Em se tratando do direito de alimentos, consagrado por comando constitucional, há que se reconhecer que, na maioria das vezes, ele se sobrepõe aos direitos do devedor, mediante a ponderação de valores constitucionais. Isso porque, a dignidade da pessoa humana e o da solidariedade, e no caso dos menores, o Princípio da Primazia dos Interesses do Menor, suplantam o direito a portar um cartão de crédito ou de realizar viagens de passeio. Tudo dependerá da análise do caso concreto. De mais a mais, a lesão em se ter a restrição de um bem ou de um direito é menos gravosa do que a restrição de liberdade.
Conclusão
Dada a importância do instituto dos alimentos, é certo que todo e qualquer meio que possa facilitar a satisfação da obrigação é bem-vindo.

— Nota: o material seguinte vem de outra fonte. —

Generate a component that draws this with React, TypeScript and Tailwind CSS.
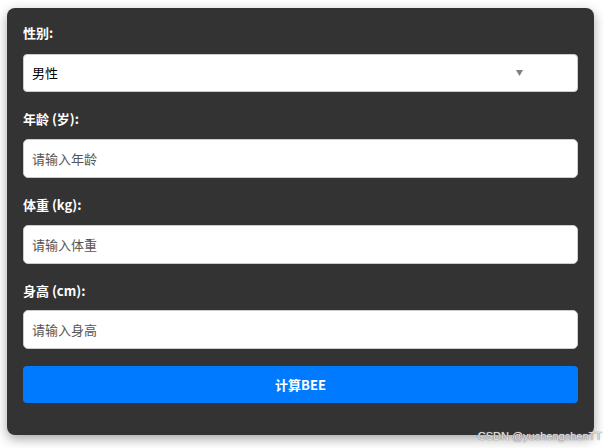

O legislador trouxe a novidade no Código de Processo Civil, onde o juiz pode utilizar de meios que não estão taxados na legislação.
Assim, admitindo-se novos meios de execução ter-se-á uma ponte, para que cada vez mais, busque-se meios de cobrança modernos e mais amplos, para dar efetivação ao instituto do direito de alimentos, observando-se o caso concreto.
Tendo em vista todo o conteúdo apresentado, o presente artigo científico sustenta não só a possibilidade, mas a necessidade da criação de mecanismos, pois o alimentado não poderá ser privado de um direito que é de fundamental importância para a sua vida.
Em razão disso, a utilização de meios atípicos para perseguir a satisfação do débito alimentar, como bloqueio de bens ou suspensão de direitos, não fará com que o devedor seja lesionado em sua dignidade, principalmente comparando-se ao credor de alimentos, que necessita dessa quantia para sobreviver e sem ela, pode experimentar danos irreparáveis.
Portanto, ao adotar as medidas atípicas, o magistrado não fere os direitos constitucionais do devedor, mesmo porque elas são de caráter subsidiário e visam atender um direito constitucional, que é o de receber alimentos. Para a sua aplicação, o magistrado deve analisar detidamente o caso concreto e nortear-se no Princípio da Razoabilidade.